Archery GB is the trading name of the Grand National Archery Society, a company limited by guarantee no. 1342150 Registered in England

Role 
Archery GB, is the largest archery organisation of target archery in the United Kingdom, the society also covers either forms of archery including field archery, flight archery and Clout archery.

The society is currently responsible for over 750 clubs and 28,000 registered members across the UK, all of whom may receive the magazine Archery UK four times a year, included in their affiliation. It also organises its own national tournaments and is responsible for training coaches, as well as ensuring affiliated clubs are covered by their public liability insurance policy.

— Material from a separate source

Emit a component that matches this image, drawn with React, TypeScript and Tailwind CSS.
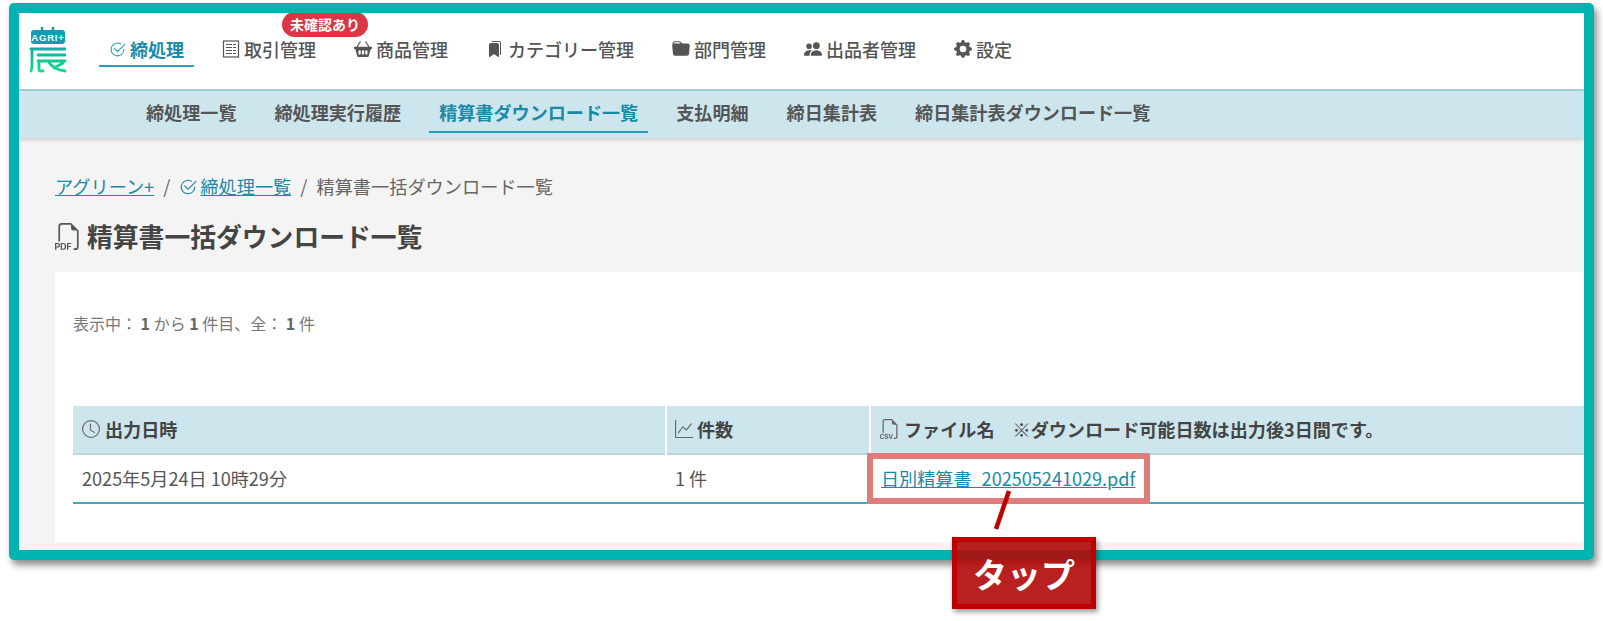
import type { ReactNode } from "react";
import {
  BsBasket2Fill,
  BsBookmarksFill,
  BsCheck2Circle,
  BsClock,
  BsFiletypeCsv,
  BsFiletypePdf,
  BsFolderFill,
  BsGearFill,
  BsGraphUp,
  BsPeopleFill,
} from "react-icons/bs";

function Logo() {
  return (
    <svg width="38" height="48" viewBox="0 0 38 48" fill="none" className="mt-[-2px] shrink-0">
      <defs>
        <linearGradient id="logo" gradientUnits="userSpaceOnUse" x1="0" y1="20" x2="0" y2="46">
          <stop offset="0" stopColor="#12a8a8" />
          <stop offset="1" stopColor="#12e08a" />
        </linearGradient>
      </defs>
      <path d="M13 1v4M24 1v4" stroke="#0f9ab0" strokeWidth="2.400" />
      <rect x="2" y="4" width="34" height="14" rx="3" fill="#0e9fb0" />
      <text x="19" y="14.500" textAnchor="middle" fill="#fff" fontSize="9.500" fontWeight="700" letterSpacing="0.8" fontFamily="Liberation Sans, sans-serif">
        AGRI+
      </text>
      <path
        d="M2 23h34M9 29h27M9 35h27M3 23v16c0 3-.5 4.500-1 6M10 35v9c0 1 1 1 4 1M19 35c3 5 9 9 17 10M34 37l-9 5"
        stroke="url(#logo)"
        strokeWidth="2.800"
        strokeLinecap="round"
      />
    </svg>
  );
}

function ListIcon() {
  return (
    <svg width="18" height="18" viewBox="0 0 18 18" fill="none" stroke="#555" strokeWidth="1.2">
      <rect x="1.5" y="1" width="15" height="16" />
      <path d="M4 4.500h10M4 7.500h10M4 10.500h10M4 13.500h10" strokeDasharray="6 1 3" />
    </svg>
  );
}

function MainNavItem({ icon, label, active, badge }: { icon: ReactNode; label: string; active?: boolean; badge?: boolean }) {
  return (
    <div
      className={`relative flex h-[30px] items-center gap-1 border-b-2 px-2.5 pb-[3px] text-[18px] ${
        active ? "border-[#2a9dbb] font-bold text-[#1a8aa8]" : "border-transparent font-medium text-[#555]"
      }`}
    >
      {icon}
      <span>{label}</span>
      {badge && (
        <span className="absolute left-[70px] top-[-25px] flex h-[25px] w-[86px] items-center justify-center rounded-full bg-[#dc3545] text-[14px] font-bold text-white">
          未確認あり
        </span>
      )}
    </div>
  );
}

function SubNavItem({ label, active }: { label: string; active?: boolean }) {
  return (
    <div
      className={`flex h-[34px] items-center border-b-2 px-2.5 pb-[4px] text-[18.100px] font-bold ${
        active ? "border-[#2a9dbb] text-[#1a8aa8]" : "border-transparent text-[#555]"
      }`}
    >
      {label}
    </div>
  );
}

export default function App() {
  return (
    <div className="h-[621px] w-full overflow-hidden bg-white pl-[9px] pr-[9px] pt-[3px] text-[#555]" style={{ fontFamily: '"Noto Sans CJK JP", "Noto Sans", sans-serif' }}>
      <div className="relative h-[557px] rounded-[5px] border-[10px] border-[#00b2b0] shadow-[3px_5px_7px_rgba(0,0,0,0.45)]">
        <div className="flex h-full flex-col overflow-hidden">
          {/* top nav */}
          <header className="flex h-[78px] shrink-0 items-center border-b-2 border-[#9fd0dc] bg-white pl-[10px]">
            <Logo />
            <nav className="ml-[32px] mt-[1px] flex gap-[18px]">
              <MainNavItem icon={<BsCheck2Circle className="text-[17px] text-[#2a9dbb]" />} label="締処理" active />
              <MainNavItem icon={<ListIcon />} label="取引管理" badge />
              <MainNavItem icon={<BsBasket2Fill className="text-[18px]" />} label="商品管理" />
              <MainNavItem icon={<span className="flex w-[18px] justify-center"><BsBookmarksFill className="text-[16px]" /></span>} label="カテゴリー管理" />
              <MainNavItem icon={<BsFolderFill className="text-[18px]" />} label="部門管理" />
              <MainNavItem icon={<BsPeopleFill className="text-[18px]" />} label="出品者管理" />
              <MainNavItem icon={<BsGearFill className="text-[18px]" />} label="設定" />
            </nav>
          </header>

          {/* sub nav */}
          <div className="z-10 flex h-[47px] shrink-0 items-start gap-[18px] bg-[#cde6ee] pl-[117px] pt-[8px] shadow-[0_2px_4px_rgba(0,0,0,0.15)]">
            <SubNavItem label="締処理一覧" />
            <SubNavItem label="締処理実行履歴" />
            <SubNavItem label="精算書ダウンロード一覧" active />
            <SubNavItem label="支払明細" />
            <SubNavItem label="締日集計表" />
            <SubNavItem label="締日集計表ダウンロード一覧" />
          </div>

          <main className="flex-1 bg-[#f4f4f4] pl-[36px] pt-[36px]">
            <div className="flex h-[26px] items-center gap-[9px] text-[18.200px] text-[#666]">
              <a className="text-[#1a8aa8] underline">アグリーン+</a>
              <span>/</span>
              <span className="flex items-center text-[#1a8aa8]">
                <BsCheck2Circle className="mr-[3px] text-[18px]" />
                <a className="underline">締処理一覧</a>
              </span>
              <span>/</span>
              <span>精算書一括ダウンロード一覧</span>
            </div>

            <h1 className="mt-[18px] flex h-[36px] items-center gap-[5px] text-[25.800px] font-bold text-[#444]">
              <BsFiletypePdf className="text-[27px] text-[#555]" />
              精算書一括ダウンロード一覧
            </h1>

            <section className="mt-[18px] h-[270px] bg-white pl-[18px]">
              <p className="pt-[39px] text-[16px] leading-[24px] text-[#777]">
                表示中： <b className="font-bold text-[#666]">1</b> から <b className="font-bold text-[#666]">1</b> 件目、全： <b className="font-bold text-[#666]">1</b> 件
              </p>

              <table className="mt-[71px] w-full table-fixed border-collapse text-[18.100px]">
                <colgroup>
                  <col className="w-[593px]" />
                  <col className="w-[204px]" />
                  <col />
                </colgroup>
                <thead>
                  <tr className="h-[48px] border-b-2 border-[#bcd6df] bg-[#cde6ee] text-left font-bold text-[#444]">
                    <th className="border-r-2 border-white pl-[9px]">
                      <span className="flex items-center gap-[5px]">
                        <BsClock className="text-[18px] text-[#666]" />
                        出力日時
                      </span>
                    </th>
                    <th className="border-r-2 border-white pl-[8px]">
                      <span className="flex items-center gap-[4px]">
                        <BsGraphUp className="text-[18px] text-[#666]" />
                        件数
                      </span>
                    </th>
                    <th className="whitespace-nowrap pl-[9px]">
                      <span className="flex items-center gap-[4px]">
                        <BsFiletypeCsv className="text-[20px] text-[#666]" />
                        ファイル名　※ダウンロード可能日数は出力後3日間です。
                      </span>
                    </th>
                  </tr>
                </thead>
                <tbody>
                  <tr className="h-[49px] border-b-2 border-[#3fa9bf] text-[#555]">
                    <td className="pl-[9px]">2025年5月24日 10時29分</td>
                    <td className="pl-[9px]">1 件</td>
                    <td className="pl-[11px]">
                      <a className="text-[#1a8aa8] underline">日別精算書_202505241029.pdf</a>
                    </td>
                  </tr>
                </tbody>
              </table>
            </section>
          </main>
        </div>

        {/* annotation over the screenshot */}
        <div className="absolute left-[848px] top-[440px] h-[51px] w-[283px] border-[6px] border-[#e07c7c]" />
        <svg className="absolute left-[970px] top-[476px]" width="30" height="42" viewBox="0 0 30 42">
          <path d="M20 2 7 40" stroke="#c00000" strokeWidth="4.500" />
        </svg>
        <div className="absolute left-[933px] top-[524px] flex h-[72px] w-[144px] items-center justify-center border-[5px] border-[#c00000] bg-[#b10909]/90 text-[34px] font-bold text-white shadow-[2px_3px_5px_rgba(0,0,0,0.4)]">
          タップ
        </div>
      </div>
    </div>
  );
}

These costs are partly covered by affiliation fees, which all club members pay, both to county and regional associations and Archery GB itself.

History 
The first Grand National Archery Meeting was held on the Knavesmire at York in 1843 but the Grand National Archery Society (later Archery GB) itself was not founded until 1861, when it met at the Adelphi Hotel in Liverpool. It confined its early activities to organising the Annual National Championships, being at that time just one of many archery Societies; and it did not become the governing body for the UK until much later. Following this, it became mandatory – rather than optional – for every archer who wished to enter a competition or shoot at a club to become a GNAS member for insurance purposes, and administration was through clubs, counties and regions.

Three older and historically important societies – all of which survive today – were the Royal Toxophilites (founded in 1781), the Woodmen of Arden (founded in 1785), and the Royal Company of Archers (founded in 1676). They are independent of the GNAS, although some members may belong to both.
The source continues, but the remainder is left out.